2.6. Guideline 6: Mergers Can Violate the Law When They Entrench or Extend a Dominant Position

The Agencies consider whether a merger may entrench or extend an already dominant position. The effect of such mergers “may be substantially to lessen competition” or “may be . . . to tend to create a monopoly” in violation of Section 7 of the Clayton Act. Indeed, the Supreme Court has explained that a merger involving an “already dominant[] firm may substantially reduce the competitive structure of the industry by raising entry barriers.” [Endnote 32] The Agencies also evaluate whether the merger may extend that dominant position into new markets. [Endnote 33] Mergers that entrench or extend a dominant position can also violate Section 2 of the Sherman Act. [Endnote 34] At the same time, the Agencies distinguish anticompetitive entrenchment from growth or development as a consequence of increased competitive capabilities or incentives. [Endnote 35] The Agencies therefore seek to prevent those mergers that would entrench or extend a dominant position through exclusionary conduct, weakening competitive constraints, or otherwise harming the competitive process.

To undertake this analysis, the Agencies first assess whether one of the merging firms has a dominant position based on direct evidence or market shares showing durable market power. For example, the persistence of market power can indicate that entry barriers exist, that further entrenchment may tend to create a monopoly, and that there would be substantial benefits from the emergence of new competitive constraints or disruptions. The Agencies consider mergers involving dominant firms in the context of evidence about the sources of that dominance, focusing on the extent to which the merger relates to, reinforces, or supplements these sources.

Creating or preserving dominance and the profits it brings can be an important motivation for a firm to undertake an acquisition as well as a driver of the merged firm’s behavior after the acquisition. In particular, a firm may be willing to undertake costly short-term strategies in order to increase the chance that it can enjoy the longer-term benefits of dominance. A merger that creates or preserves dominance may also reduce the merged firm’s longer-term incentives to improve its products and services.

A merger can result in durable market power and long-term harm to competition even when it initially provides short-term benefits to some market participants. Thus, the Agencies will consider not just the impact of the merger holding fixed factors like product quality and the behavior of other industry participants, but they may also consider the (often longer term) impact of the merger on market power and industry dynamics. Important dynamic competitive effects can arise through the entry, investment, innovation, and terms offered by the merged firm and other industry participants, even when the Agencies cannot predict specific reactions and responses with precision. If the ultimate result of the merger is to protect or preserve dominance by limiting opportunities for rivals, reducing competitive constraints, or preventing competitive disruption, then the Agencies will approach the merger with a heightened degree of scrutiny. The degree of scrutiny and concern will increase in proportion to the strength and durability of the dominant firm’s market power.

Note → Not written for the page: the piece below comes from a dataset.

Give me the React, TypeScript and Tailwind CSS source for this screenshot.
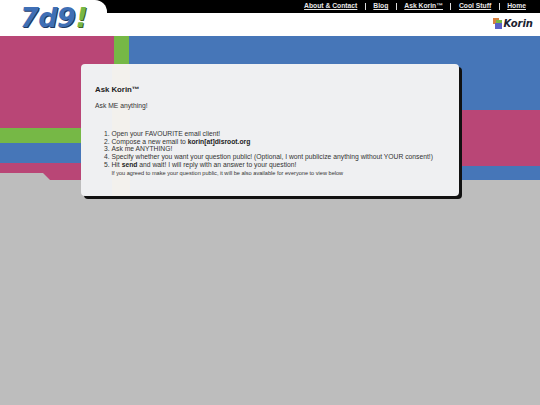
const sans = "font-['Liberation_Sans',Arial,sans-serif]";

const links = ["About & Contact", "Blog", "Ask Korin™", "Cool Stuff", "Home"];

function Backdrop() {
  return (
    <svg className="absolute inset-0" width="540" height="405" viewBox="0 0 540 405">
      <rect x="0" y="36" width="540" height="144" fill="#4676b8" />
      <rect x="0" y="36" width="114" height="92" fill="#b94676" />
      <rect x="114" y="36" width="15" height="92" fill="#76b846" />
      <rect x="0" y="128" width="114" height="15" fill="#76b846" />
      <rect x="0" y="163" width="129" height="17" fill="#b94676" />
      <rect x="440" y="110" width="100" height="56" fill="#b94676" />
      <polygon points="0,173 43,173 50,180 0,180" fill="#bdbdbd" />
    </svg>
  );
}

function KorinLogo() {
  return (
    <div className="flex items-center">
      <svg width="10" height="11" viewBox="0 0 10 11">
        <rect x="0" y="0" width="6" height="6" fill="#d9813f" />
        <rect x="3" y="2" width="6" height="4" fill="#76b846" />
        <rect x="2" y="5" width="7" height="6" fill="#5a62c8" />
      </svg>
      <span className="font-['DejaVu_Sans',sans-serif] text-[10px] leading-none font-bold italic text-[#1a2230]">Korin</span>
    </div>
  );
}

export default function App() {
  return (
    <div className={`relative h-[405px] w-[540px] overflow-hidden bg-[#bdbdbd] ${sans}`}>
      <Backdrop />

      <header className="relative h-9 bg-white">
        <div className="flex h-[13px] justify-end bg-black pr-[14px]">
          <nav className="flex items-center text-[6.75px] font-bold text-[#e8e8e8]">
            {links.map((link, i) => (
              <span key={link} className="flex items-center">
                {i > 0 && <span className="mx-[7.5px] h-[7px] w-px bg-[#dddddd]" />}
                <a className="underline">{link}</a>
              </span>
            ))}
          </nav>
        </div>
        <div className="absolute top-0 left-0 h-[13px] w-[107px] rounded-tr-[12px] bg-white" />
        <div className="absolute top-[3px] left-[20px] font-['DejaVu_Sans',sans-serif] text-[27px] leading-[30px] font-bold tracking-[-0.5px] italic">
          <span className="text-[#3f6fb5] [text-shadow:1px_1px_0_#1d3a66]">7d9</span>
          <span className="text-[#76b846] [text-shadow:1px_1px_0_#3c5f22]">!</span>
        </div>
        <div className="absolute top-[18px] right-[7px]">
          <KorinLogo />
        </div>
      </header>

      <main className="relative mt-7 ml-[81px] h-[132px] w-[378px] rounded-[4px] bg-[#eff0f2] pt-[21px] pl-[14px] text-[#333333] shadow-[3px_3px_0_#111111]">
        <div className="absolute top-0 bottom-0 left-[31px] w-[18px] bg-[#f3f1ed]" />
        <div className="relative">
          <h2 className="text-[7.8px] leading-[10px] font-bold text-[#222222]">Ask Korin™</h2>
          <p className="mt-[6px] text-[6.75px] leading-[10px]">Ask ME anything!</p>
          <ol className="mt-[19px] ml-[16.5px] list-decimal text-[6.75px] leading-[7.7px]">
            <li>Open your FAVOURITE email client!</li>
            <li>
              Compose a new email to <b className="text-[#222222]">korin[at]disroot.org</b>
            </li>
            <li>Ask me ANYTHING!</li>
            <li>Specify whether you want your question public! (Optional, I wont publicize anything without YOUR consent!)</li>
            <li>
              Hit <b className="text-[#222222]">send</b> and wait! I will reply with an answer to your question!
            </li>
          </ol>
          <p className="mt-[1px] ml-[16.5px] text-[5.6px] leading-[7px]">If you agreed to make your question public, it will be also available for everyone to view below</p>
        </div>
      </main>
    </div>
  );
}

2.6.A. Entrenching a Dominant Position

Raising Barriers to Entry or Competition

A merger may create or enhance barriers to entry or expansion by rivals that limit the capabilities or competitive incentives of other firms. Barriers to entry can entrench a dominant position even if the nature of future entry is uncertain, if the identities of future entrants are unknown, or if there is more than one mechanism through which the merged firm might create entry barriers. Some examples of ways in which a merger may raise barriers to entry or competition include:

  • Increasing Switching Costs
    The costs associated with changing suppliers (often referred to as switching costs) can be an important barrier to competition. A merger may increase switching costs if it makes it more difficult for customers to switch away from the dominant firm’s product or service, or when it gives the dominant firm control of something customers use to switch providers or of something that lowers the overall cost to customers of switching providers. For example, if a dominant firm merges with a complementary product that interoperates with the dominant firm’s competitors, it could reduce interoperability, harming competition for customers who value the complement.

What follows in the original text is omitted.